Formulate your policies – they are the guide to how people in the business should manage and handle data – but don’t leave them as paper-based policies. Look at how to turn those policies into practice so they remain front and centre. Embed the principles and policies in process. It’s a step that most organisations fail to take.

  1. Get the boards buy-in

Organisations have seen data breaches and cyber security raised board level due to the highly publicised ransomware attacks this year. Yet there can be a syndrome of “this will never happen to us – we’d rather take the risk than spend” so it can be hard to have the conversation around investment in risk mitigation with the execs, especially if you haven’t had a breach. Talk to the board in their own language, find out what will make them listen.

Leverage phishing, ransomware attacks or other significant events in associated organisations that are close to home so heighten the sense of the threat level.

Find software vendors who will let you ‘try before you buy’ so you can get a sense of how bad the problems in your data are so you can put together the business case for investment.

  1. Use simulation exercises to demonstrate what would happen if a breach occurred

Simulation exercises help execs to understand that if you don’t have the funding or tools to mitigate a breach, the Chief Executive will end up in front of the camera defending the business to the customers who’ve been breached.

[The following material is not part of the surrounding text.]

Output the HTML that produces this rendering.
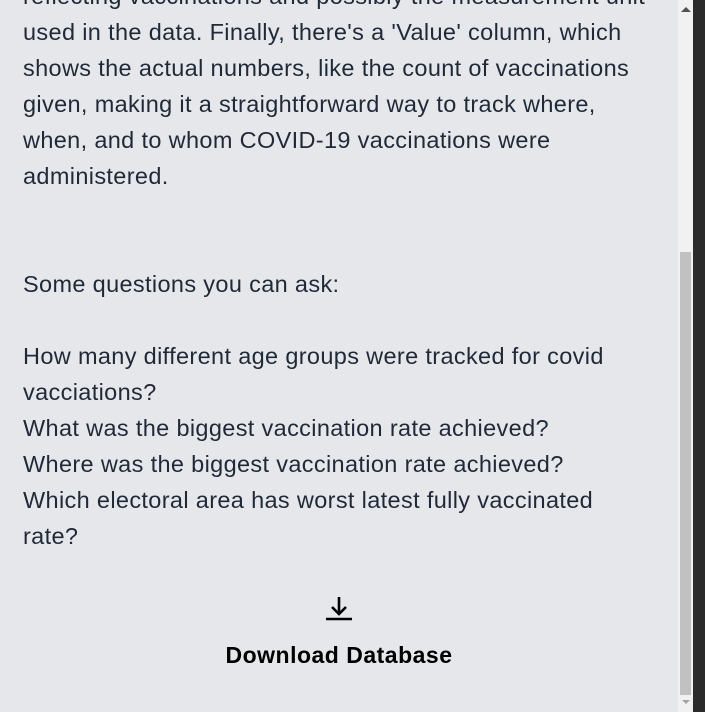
<!DOCTYPE html>
<html><head><style>
html,body{margin:0;padding:0;}
body{width:705px;height:712px;overflow:hidden;background:#e5e7eb;position:relative;font-family:"Liberation Sans",sans-serif;color:#1f2937;}
.t{position:absolute;left:23px;top:-22px;font-size:23.5px;letter-spacing:0.35px;line-height:36px;white-space:nowrap;}
.sb{position:absolute;left:678px;top:0;width:15px;height:712px;background:#f1f1f1;}
.th{position:absolute;left:680px;top:252px;width:11px;height:443px;background:#c1c1c1;}
.dk{position:absolute;left:693px;top:0;width:12px;height:712px;background:#2b2b2b;}
.dl{position:absolute;left:0;width:678px;text-align:center;top:642px;font-weight:bold;font-size:23px;letter-spacing:0.5px;color:#000;}
</style></head><body>
<div class="t">reflecting vaccinations and possibly the measurement unit<br>used in the data. Finally, there's a 'Value' column, which<br>shows the actual numbers, like the count of vaccinations<br>given, making it a straightforward way to track where,<br>when, and to whom COVID-19 vaccinations were<br>administered.<br><br><br>Some questions you can ask:<br><br>How many different age groups were tracked for covid<br>vacciations?<br>What was the biggest vaccination rate achieved?<br>Where was the biggest vaccination rate achieved?<br>Which electoral area has worst latest fully vaccinated<br>rate?</div>
<svg style="position:absolute;left:325px;top:594px" width="28" height="28" viewBox="0 0 28 28"><path d="M14 3V20M7 13l7 7 7-7" stroke="#000" stroke-width="2.6" fill="none"/><path d="M1 25H27" stroke="#000" stroke-width="2.6"/></svg>
<div class="dl">Download Database</div>
<div class="sb"></div><div class="th"></div><div class="dk"></div>
<div style="position:absolute;left:681px;top:7px;width:0;height:0;border-left:5px solid transparent;border-right:5px solid transparent;border-bottom:5px solid #505050"></div>
<div style="position:absolute;left:682px;top:700px;width:0;height:0;border-left:4px solid transparent;border-right:4px solid transparent;border-top:4px solid #a3a3a3"></div>
</body></html>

Conduct tabletop exercises to calculate what the impact would be. Figure out what’s an acceptable level of risk to the businesses? Consider internal costs, what the regulatory implications are and the impact of the reputational damage in the event of a breach with quantitative and qualitative analysis.

  1. Learn from mistakes

If your organisation is the subject of a data breach, learn from what went wrong. Most times organisations can turn a breach to their advantage if they handle it right. And if it happens again, it will be easier to contain. A situation that looks particularly dark and gloomy can reap benefits in the long term.

  1. Find out what data you’ve got

If you don’t know what your highly sensitive data is you can’t find it and can’t secure it. Run a programme of discovery to expose the risks as well as the organisation’s valuable ‘crown jewel’ data. It’ll show you whether you could improve security if you changed something as simple as permissions, for example. You’ll be able to auto-classify your data.